* [WHAT NEEDS TO BE DONE]: Quote all lines below exactly. Images stay out.

* [RECORDED INFORMATION]:
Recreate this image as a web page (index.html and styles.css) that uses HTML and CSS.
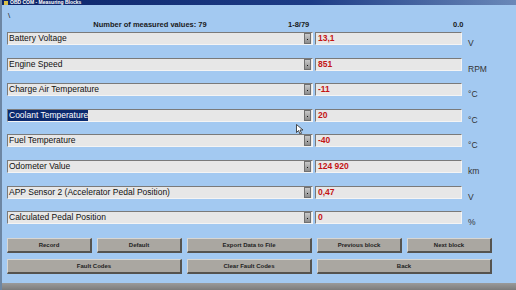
FILE: index.html
```html
<!DOCTYPE html>
<html lang="en">
<head>
    <meta charset="UTF-8">
    <meta name="viewport" content="width=device-width, initial-scale=1.0">
    <title>Measuring Blocks</title>
    <link rel="stylesheet" href="styles.css">
</head>
<body>
    <div class="titlebar">
        <span class="title-icon"></span>
        <span class="title-text">OBD COM - Measuring Blocks</span>
    </div>

    <div class="window">
        <div class="info">
            <span class="slash">\</span>
            <div class="info-line">
                <span class="count">Number of measured values: 79</span>
                <span class="range">1-8/79</span>
                <span class="time">0.0</span>
            </div>
        </div>

        <div class="rows">
            <div class="row">
                <div class="combo"><span class="combo-text">Battery Voltage</span><span class="combo-btn"></span></div>
                <div class="value">13,1</div>
                <div class="unit">V</div>
            </div>
            <div class="row">
                <div class="combo"><span class="combo-text">Engine Speed</span><span class="combo-btn"></span></div>
                <div class="value">851</div>
                <div class="unit">RPM</div>
            </div>
            <div class="row">
                <div class="combo"><span class="combo-text">Charge Air Temperature</span><span class="combo-btn"></span></div>
                <div class="value">-11</div>
                <div class="unit">°C</div>
            </div>
            <div class="row">
                <div class="combo"><span class="combo-text selected">Coolant Temperature</span><span class="combo-btn"></span></div>
                <div class="value">20</div>
                <div class="unit">°C</div>
                <svg class="cursor" width="8" height="11" viewBox="0 0 8 11">
                    <path d="M0.5 0.5 L0.5 8.5 L2.5 6.5 L4 10 L5.5 9.3 L4 6 L7 6 Z" fill="#fff" stroke="#222" stroke-width="0.8"/>
                </svg>
            </div>
            <div class="row">
                <div class="combo"><span class="combo-text">Fuel Temperature</span><span class="combo-btn"></span></div>
                <div class="value">-40</div>
                <div class="unit">°C</div>
            </div>
            <div class="row">
                <div class="combo"><span class="combo-text">Odometer Value</span><span class="combo-btn"></span></div>
                <div class="value">124 920</div>
                <div class="unit">km</div>
            </div>
            <div class="row">
                <div class="combo"><span class="combo-text">APP Sensor 2 (Accelerator Pedal Position)</span><span class="combo-btn"></span></div>
                <div class="value">0,47</div>
                <div class="unit">V</div>
            </div>
            <div class="row">
                <div class="combo"><span class="combo-text">Calculated Pedal Position</span><span class="combo-btn"></span></div>
                <div class="value">0</div>
                <div class="unit">%</div>
            </div>
        </div>

        <div class="buttons">
            <button class="btn">Record</button>
            <button class="btn">Default</button>
            <button class="btn">Export Data to File</button>
            <button class="btn">Previous block</button>
            <button class="btn">Next block</button>
            <button class="btn span2">Fault Codes</button>
            <button class="btn">Clear Fault Codes</button>
            <button class="btn span2">Back</button>
        </div>
    </div>

    <div class="statusbar"></div>
</body>
</html>
```

FILE: styles.css
```css
body {
    margin: 0;
    width: 516px;
    height: 290px;
    overflow: hidden;
    background-color: #a3c9f1;
    font-family: "Liberation Sans", Arial, sans-serif;
    border-left: 2px solid #6d86a3;
    box-sizing: border-box;
}

.titlebar {
    height: 5px;
    background: linear-gradient(to right, #0c2468, #1d3c86 60%, #6a88b8);
    display: flex;
    align-items: center;
    gap: 2px;
    padding-left: 2px;
    overflow: hidden;
}

.title-icon {
    width: 4px;
    height: 4px;
    background-color: #d8c04a;
}

.title-text {
    color: #fff;
    font-size: 5px;
    font-weight: bold;
    line-height: 5px;
}

.window {
    padding-left: 5px;
}

.info {
    height: 27px;
    position: relative;
}

.slash {
    position: absolute;
    left: 1px;
    top: 6px;
    font-size: 8px;
    color: #222;
}

.info-line {
    display: flex;
    padding-top: 15px;
    font-size: 7.5px;
    font-weight: bold;
    color: #1a1a1a;
}

.count {
    width: 280px;
    text-align: center;
    padding-left: 6px;
    box-sizing: border-box;
}

.range {
    width: 140px;
    padding-left: 1px;
}

.time {
    width: 40px;
    padding-left: 25px;
}

.rows {
    display: flex;
    flex-direction: column;
    gap: 12.6px;
}

.row {
    display: flex;
    height: 13px;
    position: relative;
}

.combo {
    width: 306px;
    height: 13px;
    box-sizing: border-box;
    background-color: #e7e7e7;
    border-top: 1px solid #7a7a7a;
    border-left: 1px solid #7a7a7a;
    border-bottom: 1px solid #f4f4f4;
    border-right: 1px solid #f4f4f4;
    display: flex;
    align-items: center;
    justify-content: space-between;
}

.combo-text {
    font-size: 8.5px;
    color: #111;
    padding-left: 1px;
    line-height: 11px;
}

.combo-text.selected {
    background-color: #0b2a6e;
    color: #fff;
}

.combo-btn {
    width: 5px;
    height: 9px;
    margin-right: 1px;
    background: linear-gradient(#c9c9c9, #8d8d8d);
    border: 1px solid #707070;
    position: relative;
}

.combo-btn::after {
    content: "";
    position: absolute;
    left: 2px;
    top: 5px;
    width: 1px;
    height: 1px;
    background-color: #111;
}

.value {
    width: 147px;
    height: 13px;
    margin-left: 2px;
    box-sizing: border-box;
    background-color: #e7e7e7;
    border-top: 1px solid #7a7a7a;
    border-left: 1px solid #7a7a7a;
    border-bottom: 1px solid #f4f4f4;
    border-right: 1px solid #f4f4f4;
    color: #c41414;
    font-size: 8.5px;
    font-weight: bold;
    line-height: 11px;
    padding-left: 2px;
}

.unit {
    margin-left: 6px;
    padding-top: 6px;
    font-size: 8.5px;
    color: #333;
}

.cursor {
    position: absolute;
    left: 289px;
    top: 15px;
}

.buttons {
    display: grid;
    grid-template-columns: 85px 85px 125px 85px 85px;
    grid-auto-rows: 15px;
    column-gap: 5px;
    row-gap: 6px;
    margin-top: 14px;
}

.btn {
    margin: 0;
    padding: 0;
    background-color: #aaa7a1;
    border-top: 1px solid #d8d6d2;
    border-left: 1px solid #d8d6d2;
    border-bottom: 2px solid #55534f;
    border-right: 2px solid #55534f;
    font-family: "Liberation Sans", Arial, sans-serif;
    font-size: 6px;
    font-weight: bold;
    color: #222;
}

.span2 {
    grid-column: span 2;
}

.statusbar {
    margin-top: 9px;
    height: 7px;
    background: linear-gradient(#9a9a9a, #7c7c7c);
}
```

* [RESPONSE TO THIS EXERCISE]:
Recreate this image as a web page (index.html and styles.css) that uses HTML and CSS.
FILE: index.html
```html
<!DOCTYPE html>
<html lang="en">
<head>
    <meta charset="UTF-8">
    <meta name="viewport" content="width=device-width, initial-scale=1.0">
    <title>Measuring Blocks</title>
    <link rel="stylesheet" href="styles.css">
</head>
<body>
    <div class="titlebar">
        <span class="title-icon"></span>
        <span class="title-text">OBD COM - Measuring Blocks</span>
    </div>

    <div class="window">
        <div class="info">
            <span class="slash">\</span>
            <div class="info-line">
                <span class="count">Number of measured values: 79</span>
                <span class="range">1-8/79</span>
                <span class="time">0.0</span>
            </div>
        </div>

        <div class="rows">
            <div class="row">
                <div class="combo"><span class="combo-text">Battery Voltage</span><span class="combo-btn"></span></div>
                <div class="value">13,1</div>
                <div class="unit">V</div>
            </div>
            <div class="row">
                <div class="combo"><span class="combo-text">Engine Speed</span><span class="combo-btn"></span></div>
                <div class="value">851</div>
                <div class="unit">RPM</div>
            </div>
            <div class="row">
                <div class="combo"><span class="combo-text">Charge Air Temperature</span><span class="combo-btn"></span></div>
                <div class="value">-11</div>
                <div class="unit">°C</div>
            </div>
            <div class="row">
                <div class="combo"><span class="combo-text selected">Coolant Temperature</span><span class="combo-btn"></span></div>
                <div class="value">20</div>
                <div class="unit">°C</div>
                <svg class="cursor" width="8" height="11" viewBox="0 0 8 11">
                    <path d="M0.5 0.5 L0.5 8.5 L2.5 6.5 L4 10 L5.5 9.3 L4 6 L7 6 Z" fill="#fff" stroke="#222" stroke-width="0.8"/>
                </svg>
            </div>
            <div class="row">
                <div class="combo"><span class="combo-text">Fuel Temperature</span><span class="combo-btn"></span></div>
                <div class="value">-40</div>
                <div class="unit">°C</div>
            </div>
            <div class="row">
                <div class="combo"><span class="combo-text">Odometer Value</span><span class="combo-btn"></span></div>
                <div class="value">124 920</div>
                <div class="unit">km</div>
            </div>
            <div class="row">
                <div class="combo"><span class="combo-text">APP Sensor 2 (Accelerator Pedal Position)</span><span class="combo-btn"></span></div>
                <div class="value">0,47</div>
                <div class="unit">V</div>
            </div>
            <div class="row">
                <div class="combo"><span class="combo-text">Calculated Pedal Position</span><span class="combo-btn"></span></div>
                <div class="value">0</div>
                <div class="unit">%</div>
            </div>
        </div>

        <div class="buttons">
            <button class="btn">Record</button>
            <button class="btn">Default</button>
            <button class="btn">Export Data to File</button>
            <button class="btn">Previous block</button>
            <button class="btn">Next block</button>
            <button class="btn span2">Fault Codes</button>
            <button class="btn">Clear Fault Codes</button>
            <button class="btn span2">Back</button>
        </div>
    </div>

    <div class="statusbar"></div>
</body>
</html>
```

FILE: styles.css
```css
body {
    margin: 0;
    width: 516px;
    height: 290px;
    overflow: hidden;
    background-color: #a3c9f1;
    font-family: "Liberation Sans", Arial, sans-serif;
    border-left: 2px solid #6d86a3;
    box-sizing: border-box;
}

.titlebar {
    height: 5px;
    background: linear-gradient(to right, #0c2468, #1d3c86 60%, #6a88b8);
    display: flex;
    align-items: center;
    gap: 2px;
    padding-left: 2px;
    overflow: hidden;
}

.title-icon {
    width: 4px;
    height: 4px;
    background-color: #d8c04a;
}

.title-text {
    color: #fff;
    font-size: 5px;
    font-weight: bold;
    line-height: 5px;
}

.window {
    padding-left: 5px;
}

.info {
    height: 27px;
    position: relative;
}

.slash {
    position: absolute;
    left: 1px;
    top: 6px;
    font-size: 8px;
    color: #222;
}

.info-line {
    display: flex;
    padding-top: 15px;
    font-size: 7.5px;
    font-weight: bold;
    color: #1a1a1a;
}

.count {
    width: 280px;
    text-align: center;
    padding-left: 6px;
    box-sizing: border-box;
}

.range {
    width: 140px;
    padding-left: 1px;
}

.time {
    width: 40px;
    padding-left: 25px;
}

.rows {
    display: flex;
    flex-direction: column;
    gap: 12.6px;
}

.row {
    display: flex;
    height: 13px;
    position: relative;
}

.combo {
    width: 306px;
    height: 13px;
    box-sizing: border-box;
    background-color: #e7e7e7;
    border-top: 1px solid #7a7a7a;
    border-left: 1px solid #7a7a7a;
    border-bottom: 1px solid #f4f4f4;
    border-right: 1px solid #f4f4f4;
    display: flex;
    align-items: center;
    justify-content: space-between;
}

.combo-text {
    font-size: 8.5px;
    color: #111;
    padding-left: 1px;
    line-height: 11px;
}

.combo-text.selected {
    background-color: #0b2a6e;
    color: #fff;
}

.combo-btn {
    width: 5px;
    height: 9px;
    margin-right: 1px;
    background: linear-gradient(#c9c9c9, #8d8d8d);
    border: 1px solid #707070;
    position: relative;
}

.combo-btn::after {
    content: "";
    position: absolute;
    left: 2px;
    top: 5px;
    width: 1px;
    height: 1px;
    background-color: #111;
}

.value {
    width: 147px;
    height: 13px;
    margin-left: 2px;
    box-sizing: border-box;
    background-color: #e7e7e7;
    border-top: 1px solid #7a7a7a;
    border-left: 1px solid #7a7a7a;
    border-bottom: 1px solid #f4f4f4;
    border-right: 1px solid #f4f4f4;
    color: #c41414;
    font-size: 8.5px;
    font-weight: bold;
    line-height: 11px;
    padding-left: 2px;
}

.unit {
    margin-left: 6px;
    padding-top: 6px;
    font-size: 8.5px;
    color: #333;
}

.cursor {
    position: absolute;
    left: 289px;
    top: 15px;
}

.buttons {
    display: grid;
    grid-template-columns: 85px 85px 125px 85px 85px;
    grid-auto-rows: 15px;
    column-gap: 5px;
    row-gap: 6px;
    margin-top: 14px;
}

.btn {
    margin: 0;
    padding: 0;
    background-color: #aaa7a1;
    border-top: 1px solid #d8d6d2;
    border-left: 1px solid #d8d6d2;
    border-bottom: 2px solid #55534f;
    border-right: 2px solid #55534f;
    font-family: "Liberation Sans", Arial, sans-serif;
    font-size: 6px;
    font-weight: bold;
    color: #222;
}

.span2 {
    grid-column: span 2;
}

.statusbar {
    margin-top: 9px;
    height: 7px;
    background: linear-gradient(#9a9a9a, #7c7c7c);
}
```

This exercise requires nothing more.